If you’re one of the few brave souls still on Twitter aka X you’ve noticed this week that one of the defining features of the platform—seeing if someone cool liked your post—has now been eliminated.
I know what you’re thinking: “Wait, is this just so users and bots can like porn and racism without anyone knowing?” How dare you jump to such outrageous conclusions! (That’s probably what’s happening here. Why else would you even do this?)
The change coming so soon after it was announced straight-up porn would now be allowed on Twitter is more than a li’l eyebrow-raising, though the feature was previously available to anyone who paid the $8 a month for that coveted blue check mark. (Again, coughing loudly for no reason.)
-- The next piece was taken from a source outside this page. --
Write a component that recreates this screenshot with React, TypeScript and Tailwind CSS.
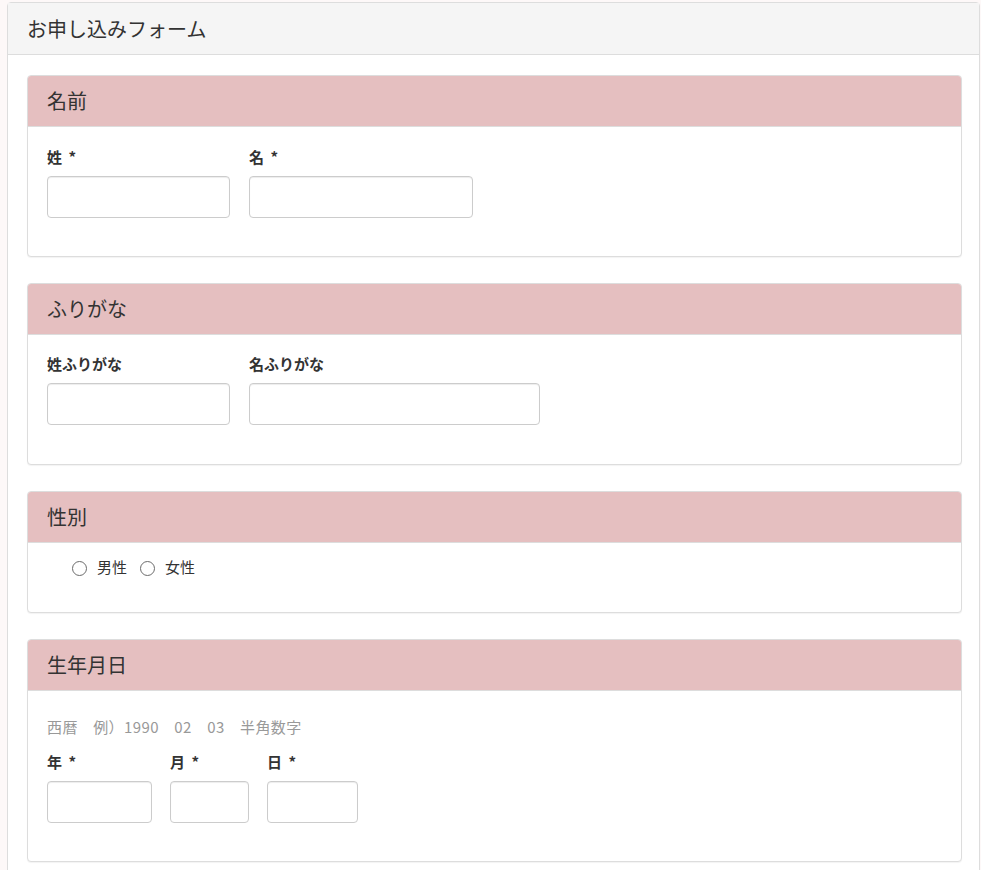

The official word from the platform is that the policy is to “better protect your privacy.” Sure, Jan.
Naturally, not everyone is taking the news so easily. One of the main crusaders against this change is Luke “Li’l Vader” Skywalker himself, Mark Hamill.
One solution to the issue proposed has been for users to just comment “like” on posts they like, and apparently to prove that he’s not all talk, Hamill has done exactly that.
But at what cost?
This is no way to live. Twitter is supposed to be mindless. The more steps you add to the basic experience, the less likely folks are to engage. Still, Hamill is determined to let the platform at large know where his true “likes” lie.
Fortunately, Hamill’s efforts have not gone unappreciated.
Luke Skywalker? More like Like Skywalker, you guys. Did I volunteer to cover this piece simply to write that line? You will live out your remaining days guessing!